Unfortunately, dogs can develop cancers just like humans, particularly as they age. In the US each year, over 4.2 million dogs are diagnosed with cancer – ten times the rate of humans (500 vs 5300 per 10,000) [1]. Treatment options for dogs are similar to their owners: surgery, radiotherapy and chemotherapy, which are not always successful. Immunotherapies such as antibodies have progressed significantly in humans in recent years, and researchers are looking at how they might also be developed for dogs.
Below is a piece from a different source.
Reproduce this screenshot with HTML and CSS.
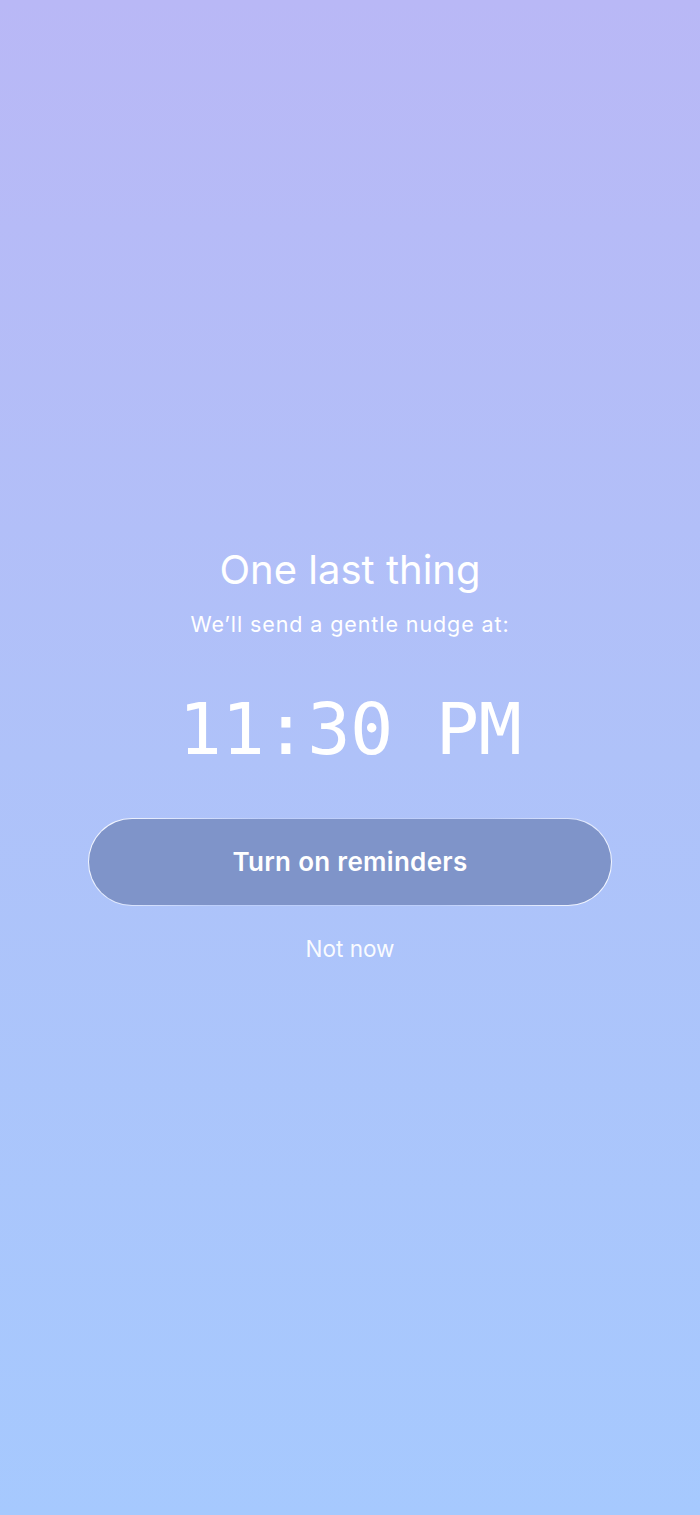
FILE: index.html
```html
<!DOCTYPE html>
<html lang="en">
<head>
  <meta charset="UTF-8">
  <title>Reminders</title>
  <link rel="stylesheet" href="styles.css">
</head>
<body>

  <div class="screen">
    <div class="content">
      <h1 class="title">One last thing</h1>
      <p class="subtitle">We’ll send a gentle nudge at:</p>
      <div class="time">11:30 PM</div>
      <button class="primary">Turn on reminders</button>
      <a href="#" class="secondary">Not now</a>
    </div>
  </div>

</body>
</html>
```

FILE: styles.css
```css
body {
  margin: 0;
  font-family: Inter, "Noto Sans", sans-serif;
  color: white;
}

.screen {
  height: 1515px;
  display: flex;
  align-items: center;
  justify-content: center;
  background: linear-gradient(180deg, #b9b8f6 0%, #afc2f9 50%, #a6c9fe 100%);
}

.content {
  width: 524px;
  padding-bottom: 6px;
  display: flex;
  flex-direction: column;
  align-items: center;
}

.title {
  margin: 0;
  font-size: 40px;
  font-weight: 400;
  line-height: 46px;
}

.subtitle {
  margin: 18px 0 0;
  font-size: 21.5px;
  letter-spacing: 0.9px;
  line-height: 26px;
}

.time {
  margin-top: 50px;
  font-family: "DejaVu Sans Mono", "Liberation Mono", monospace;
  font-size: 72px;
  line-height: 84px;
  letter-spacing: -0.5px;
}

.primary {
  margin-top: 47px;
  width: 524px;
  height: 88px;
  border-radius: 44px;
  border: 1.5px solid transparent;
  background:
    linear-gradient(#7f94c9, #7f94c9) padding-box,
    linear-gradient(120deg, rgba(255, 255, 255, 0.95), rgba(255, 255, 255, 0.2) 30%, rgba(255, 255, 255, 0.2) 70%, rgba(255, 255, 255, 0.95)) border-box;
  color: white;
  font-family: Inter, "Noto Sans", sans-serif;
  font-size: 26px;
  font-weight: 600;
  letter-spacing: 0.3px;
  cursor: pointer;
}

.secondary {
  margin-top: 29px;
  font-size: 22.5px;
  line-height: 28px;
  color: rgba(255, 255, 255, 0.95);
  text-decoration: none;
}
```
Rituximab is a therapeutic antibody for human B cell cancers which was approved for use in humans back in 1997 [2]. Rituximab targets CD20, which is expressed on the surface of all B cells and plays a key role in the development and differentiation of the B cell. When rituximab binds to CD20, cell death is triggered through mechanisms such as antibody-dependent cell-mediated cytotoxicity and complement-dependent cytotoxicity. This is useful in cancers (and autoimmune disease) associated with B cell proliferation, such as non-Hodgkin lymphoma and chronic lymphocytic leukaemia. In July, an anti-CD20 antibody for use in dogs was published [3]. This is a rat-canine chimeric antibody and was tested in cell lines, a mouse model and in healthy beagles, and showed a reduction in B cell numbers. Another canine therapeutic antibody, published in 2017, targets PD-1 [4], also a common cancer target. T cells have a PD-1 receptor on their surface which suppresses T cell immune activity when bound, vital to prevent overstimulation of the immune system. Cancer cells can exploit this by expressing PD-L1 proteins which bind to the PD-1 receptor and suppress T cell activation. Blocking PD-1/PD-L1 binding has been demonstrated as an efficient strategy to reduce the immune suppression exhibited by cancer cells in humans. Like the anti-CD20 antibody, this is PD-1 targeting antibody is also a rat-canine chimeric antibody, and underwent a successful pilot clinical study.
These cancer-antigen targeting antibodies were initially identified in rat, so the chimerisation step is important; if a rat antibody targeting CD20 or PD-1 was injected directly into a dog, the immune system may recognise it as foreign and trigger an immune response and allergic reaction. Therefore, parts of the rat antibody not essential to the target binding are replaced with corresponding dog regions. Rituximab is also a chimeric antibody – originally a mouse antibody, the constant region of the antibody was replaced with a human constant region.
Given the similarities between the human and dog cancers [5], it is perhaps surprising that treatments have not previously been developed. Now that the chimerisation process for making a rat antibody seem ‘dog-like’ has been proven, hopefully we will see more of these treatments emerging!
References:
[1] Schiffman, Joshua D., and Matthew Breen. “Comparative oncology: what dogs and other species can teach us about humans with cancer.” Philosophical Transactions of the Royal Society B: Biological Sciences 370.1673 (2015): 20140231.
[2] FDA Rituxan (Rituximab) Label https://www.accessdata.fda.gov/drugsatfda_docs/label/2012/103705s5367s5388lbl.pdf
[3] Mizuno, Takuya, et al. “Generation of a canine anti-canine CD20 antibody for canine lymphoma treatment.” Scientific Reports 10.1 (2020): 1-12.
[4] Maekawa, Naoya, et al. “A canine chimeric monoclonal antibody targeting PD-L1 and its clinical efficacy in canine oral malignant melanoma or undifferentiated sarcoma.” Scientific reports 7.1 (2017): 1-12.
[5] Addissie, Selamawit, and Hans Klingemann. “Cellular immunotherapy of canine cancer.” Veterinary sciences 5.4 (2018): 100.